The way an author describes things also tells us much about the viewpoint character. For example, in Inkheart the author introduces a mysterious character from the viewpoint of the twelve year old girl Meggie.
“How old is she now?” Dustfinger smiled at her. It was a strange smile. Meggie couldn’t decide whether it was mocking, supercilious, or just awkward. She didn’t smile back.
“Twelve,” said Mo.
“Twelve? My word!” Dustfinger pushed his dripping hair back from his forehead. It reached almost to his shoulders. Meggie wondered what color it was when it was dry. The stubble around his narrow-lipped mouth was gingery, like the fur of the stray cat Meggie sometimes fed with a saucer of milk outside the door. Ginger hair sprouted on his cheeks, too, sparse as a boy’s first beard but not long enough to hid three long, pale scars. They made Dustfinger’s face look as if it had been smashed and stuck back together again (Funke 6).
Look at how telling that description of Dustfinger is about Meggie. She’s not the one being described, but her description tells us tons. Even though she’s twelve, she’s smart and well-read. How do we know that? She uses the word “supercilious.” That is not average twelve year old vocabulary, or average adult vocabulary anymore. You wouldn’t hear Huck Finn say that word, or Peter Pan, or Katniss Everdeen. It’s a word unique to Meggie and her sophisticated, educated brain. What else does this description tell us? It tells us that Meggie is kind and likes to take care of things, like the stray cat she feeds. It also tells us that she has an imaginative mind since she describes how the scars on Dustfinger’s face make it look “as if it had been smashed and stuck back together again.”

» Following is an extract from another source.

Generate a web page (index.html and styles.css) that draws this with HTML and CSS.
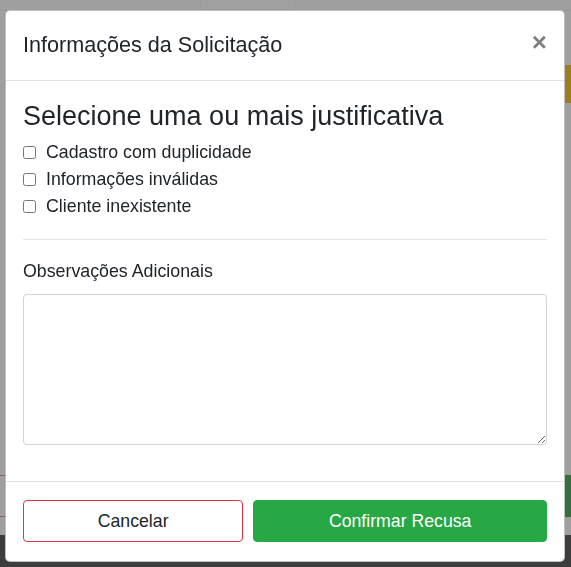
FILE: index.html
```html
<!DOCTYPE html>
<html lang="pt-BR">
<head>
<meta charset="utf-8">
<title>Informações da Solicitação</title>
<link rel="stylesheet" href="styles.css">
</head>
<body>
<div class="page">
  <div class="page-top"><div class="page-tab"></div></div>
  <div class="page-gap-a"></div>
  <div class="page-row-yellow"><div class="yellow-block"></div></div>
  <div class="page-gap-b"></div>
  <div class="page-row-buttons"><div class="red-box"></div><div class="green-block"></div></div>
  <div class="page-gap-c"></div>
  <div class="page-footer"></div>
</div>

<div class="overlay">
  <div class="modal">
    <div class="modal-header">
      <h5 class="modal-title">Informações da Solicitação</h5>
      <button class="close" type="button" aria-label="Fechar">&times;</button>
    </div>
    <div class="modal-body">
      <h3 class="heading">Selecione uma ou mais justificativa</h3>
      <label class="check"><input type="checkbox"> <span>Cadastro com duplicidade</span></label>
      <label class="check"><input type="checkbox"> <span>Informações inválidas</span></label>
      <label class="check"><input type="checkbox"> <span>Cliente inexistente</span></label>
      <hr class="divider">
      <label class="obs-label" for="obs">Observações Adicionais</label>
      <textarea id="obs" class="obs"></textarea>
    </div>
    <div class="modal-footer">
      <button class="btn btn-cancel" type="button">Cancelar</button>
      <button class="btn btn-confirm" type="button">Confirmar Recusa</button>
    </div>
  </div>
</div>
</body>
</html>
```

FILE: styles.css
```css
* { box-sizing: border-box; }

html, body {
  margin: 0;
  height: 567px;
  overflow: hidden;
}

body {
  font-family: "Liberation Sans", Arial, sans-serif;
  color: #212529;
  background: #9f9f9f;
}

/* dimmed page behind the modal */
.page {
  height: 567px;
  display: flex;
  flex-direction: column;
}
.page-top {
  height: 10px;
  display: flex;
  padding-left: 200px;
}
.page-tab {
  width: 95px;
  height: 10px;
  border: 1px solid #999;
  border-top: 0;
  border-radius: 0 0 4px 4px;
  background: #a0a0a0;
}
.page-gap-a { height: 55px; border-top: 1px solid #989898; }
.page-row-yellow {
  height: 38px;
  display: flex;
  justify-content: flex-end;
}
.yellow-block { width: 40px; background: #9d7d22; }
.page-gap-b { height: 372px; }
.page-row-buttons {
  height: 42px;
  display: flex;
  justify-content: space-between;
}
.red-box {
  width: 60px;
  border-top: 1px solid #a65353;
  border-bottom: 1px solid #a65353;
}
.green-block { width: 40px; background: #34703f; }
.page-gap-c { height: 18px; }
.page-footer { flex: 1; background: #3d3d3d; }

/* modal */
.overlay {
  position: fixed;
  inset: 0;
  padding: 10px 6px 0 5px;
}
.modal {
  background: #fff;
  border: 1px solid rgba(0, 0, 0, 0.25);
  border-radius: 5px;
}

.modal-header {
  display: flex;
  align-items: flex-start;
  padding: 19px 16px 20px 17px;
  border-bottom: 1px solid #dee2e6;
}
.modal-title {
  margin: 0;
  font-size: 21.6px;
  line-height: 30px;
  font-weight: 400;
}
.close {
  margin-left: auto;
  margin-top: 0;
  padding: 0;
  border: 0;
  background: none;
  font-family: "Liberation Sans", Arial, sans-serif;
  font-size: 26px;
  line-height: 24px;
  font-weight: 700;
  color: #000;
  opacity: 0.5;
  text-shadow: 0 1px 0 #fff;
  margin-right: 1px;
}

.modal-body {
  padding: 19px 17px 18px;
  display: flex;
  flex-direction: column;
}
.heading {
  margin: 0 0 7px;
  font-size: 27px;
  line-height: 1.2;
  font-weight: 400;
}
.check {
  display: flex;
  align-items: center;
  gap: 10px;
  font-size: 17.8px;
  line-height: 27px;
}
.check input {
  margin: 0;
  width: 13px;
  height: 13px;
}
.divider {
  width: 100%;
  margin: 19px 0 19px;
  border: 0;
  border-top: 1px solid #e5e5e5;
}
.obs-label {
  font-size: 17.8px;
  line-height: 24px;
  margin-bottom: 11px;
}
.obs {
  height: 151px;
  width: 100%;
  margin-bottom: 18px;
  border: 1px solid #ced4da;
  border-radius: 4px;
  resize: vertical;
  font-family: inherit;
}

.modal-footer {
  display: grid;
  grid-template-columns: 3fr 4fr;
  gap: 10px;
  padding: 18px 17px 19px;
  border-top: 1px solid #dee2e6;
}
.btn {
  height: 42px;
  border-radius: 4px;
  font-family: "Liberation Sans", Arial, sans-serif;
  font-size: 17.7px;
  line-height: 1;
}
.btn-cancel {
  background: #fff;
  color: #212529;
  border: 1px solid #dc3545;
}
.btn-confirm {
  background: #28a745;
  color: #fff;
  border: 1px solid #28a745;
}
```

The key thing about description and voice is that you need to stick to descriptive terms your viewpoint character would use. The narrative voice greatly affects how you should describe things. Is the narrator the kind of person who keeps things short and precise, or are they the kind who rambles and goes off on tangents? Are they logical or emotional? Educated or uneducated? Modern day or Medieval? Everything abut the character will affect how they describe things, so it’s important to stay true to the character of the story’s voice. We don’t want to throw our readers out of the story by having out-of-character descriptions, like Huck Finn switching from his broken Southern to sophisticated English words like “ennui” and “chiaroscuro,” or even more modern slang like “radical” and “dude.” That would be bad. Don’t do it. STAY TRUE TO YOUR CHARACTER.